Exploratory Data Analysis (EDA) is the process of analyzing and summarizing datasets to understand their underlying structure, spot anomalies, detect patterns, test hypotheses, and check assumptions. EDA helps to gather insights about the data before performing more advanced analysis, such as machine learning or statistical modeling. Here’s a structured overview of the key steps in EDA:

1. Data Collection

  • Gather Data: Ensure that the data has been collected from reliable sources, whether it’s through web scraping, databases, APIs, or direct data uploads.

2. Data Cleaning

  • Handle Missing Data: Identify missing or null values and decide how to handle them—either by imputing values, removing rows, or substituting with a default value.
  • Handle Duplicates: Check for duplicate rows and remove them if necessary.
  • Fix Incorrect Data: Identify anomalies or erroneous values (e.g., negative ages, out-of-range values) and correct them.
  • Data Type Conversion: Make sure that each column is in the appropriate format (e.g., converting dates to date-time format, categorical data to numeric codes if needed).

3. Univariate Analysis

  • Summary Statistics: Calculate basic descriptive statistics (mean, median, mode, standard deviation, minimum, and maximum) to summarize the central tendency and spread of the data.
  • Distribution Visualization:
    • Histograms: Show the distribution of a single variable.
    • Boxplots: Detect outliers and get a sense of the range and interquartile range (IQR).
    • Density Plots: Show the probability distribution of a continuous variable.

4. Bivariate/Multivariate Analysis

  • Correlation Analysis: Understand relationships between variables using correlation matrices, particularly for numerical features.
  • Scatter Plots: Visualize relationships between two continuous variables.
  • Pair Plots: Visualize multiple variables at once to check for pairwise relationships.
  • Crosstab/Contingency Tables: Analyze the relationship between categorical variables.
  • Heatmaps: Visualize the correlation matrix or missing values.

5. Outlier Detection

  • Boxplot: Outliers are often easy to spot in a boxplot as points that fall outside the whiskers.
  • Z-Score: Identify data points that deviate significantly from the mean (typically more than 3 standard deviations away).
  • IQR (Interquartile Range): Data points that lie outside the range defined by Q1 – 1.5IQR and Q3 + 1.5IQR are considered outliers.

6. Data Transformation

  • Scaling and Normalization: If data is skewed or on different scales, consider transforming the data using methods like Min-Max scaling, Standardization (Z-score normalization), or Log transformation.
  • Log Transformations: For highly skewed data, a log transformation can make the distribution more normal.
  • Categorical Encoding: For categorical variables, use methods like one-hot encoding or label encoding.

7. Feature Engineering

  • Creating New Features: Based on domain knowledge or analysis, create new features that might improve modeling (e.g., combining age and income to create a socio-economic status feature).
  • Dimensionality Reduction: If there are too many variables, techniques like PCA (Principal Component Analysis) or t-SNE can help reduce dimensions.

8. Visualizations

  • Univariate Visualizations: Bar charts, histograms, pie charts for categorical data.
  • Multivariate Visualizations: Scatter plots, pair plots, heatmaps, and bar plots for interactions between variables.
  • Time Series: Line plots for time-dependent data.
  • Geospatial Data: If working with geospatial data, visualizing locations on maps with tools like geopandas or folium can help.

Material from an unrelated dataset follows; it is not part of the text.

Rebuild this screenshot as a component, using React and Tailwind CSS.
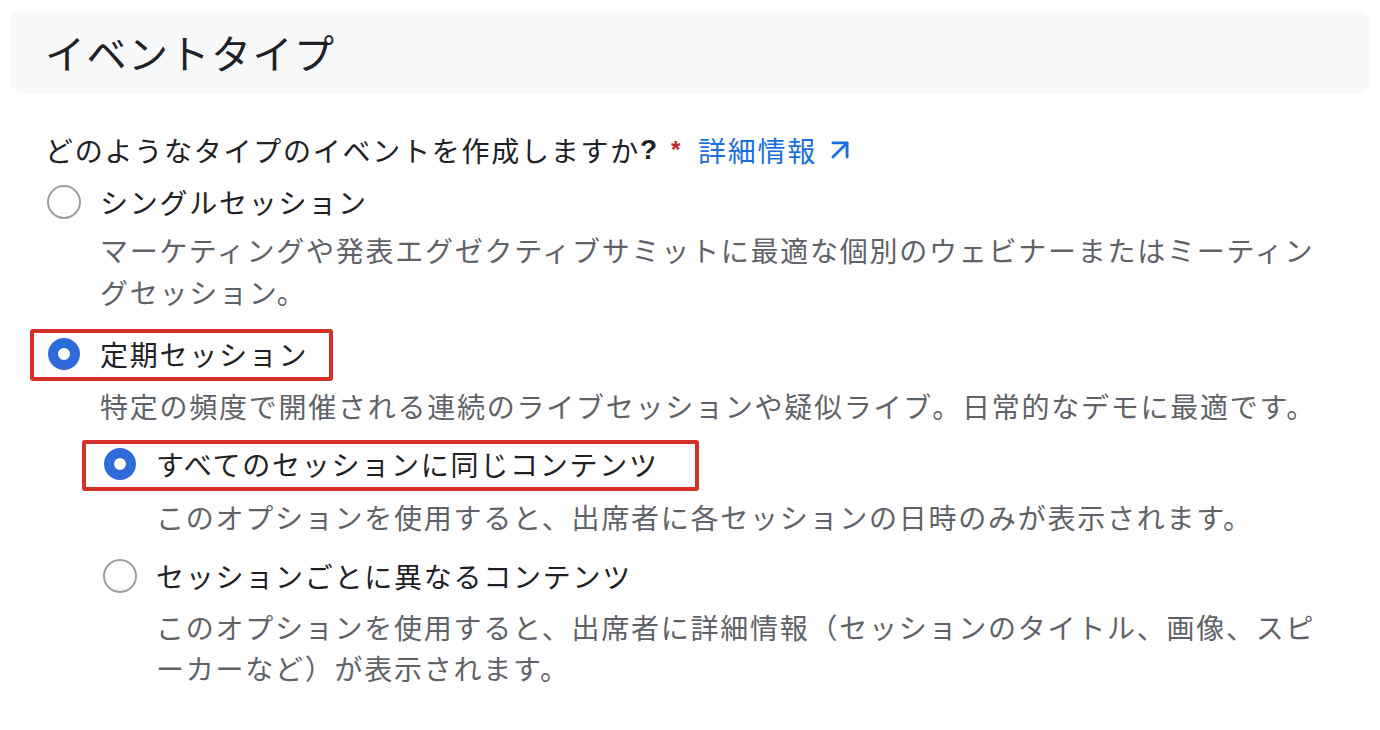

9. Identifying Patterns and Trends

  • Trends Over Time: Visualize how variables change over time.
  • Clustering: Use clustering methods like K-Means or hierarchical clustering to find natural groupings in the data.
  • Categorical Trends: Analyze how different categories behave using groupby functions, cross-tabulation, and summary statistics.

10. Hypothesis Testing

  • Statistical Tests: Based on the data and problem at hand, you might conduct tests like t-tests, chi-square tests, or ANOVA to confirm hypotheses about the data.
  • P-values and Confidence Intervals: Test for statistical significance.

Tools for EDA

  • Python Libraries:
    • Pandas: For data manipulation and handling missing data.
    • Matplotlib & Seaborn: For creating static visualizations like histograms, boxplots, and scatter plots.
    • Plotly: For interactive visualizations.
    • NumPy: For numerical calculations.
    • SciPy: For statistical analysis and hypothesis testing.
    • Missingno: For visualizing missing data.
    • Statsmodels: For performing more advanced statistical analysis.
  • R Libraries:
    • dplyr: For data manipulation.
    • ggplot2: For creating complex plots.
    • tidyr: For tidying and reshaping data.
    • corrplot: For visualizing correlations.
    • summarytools: For descriptive statistics.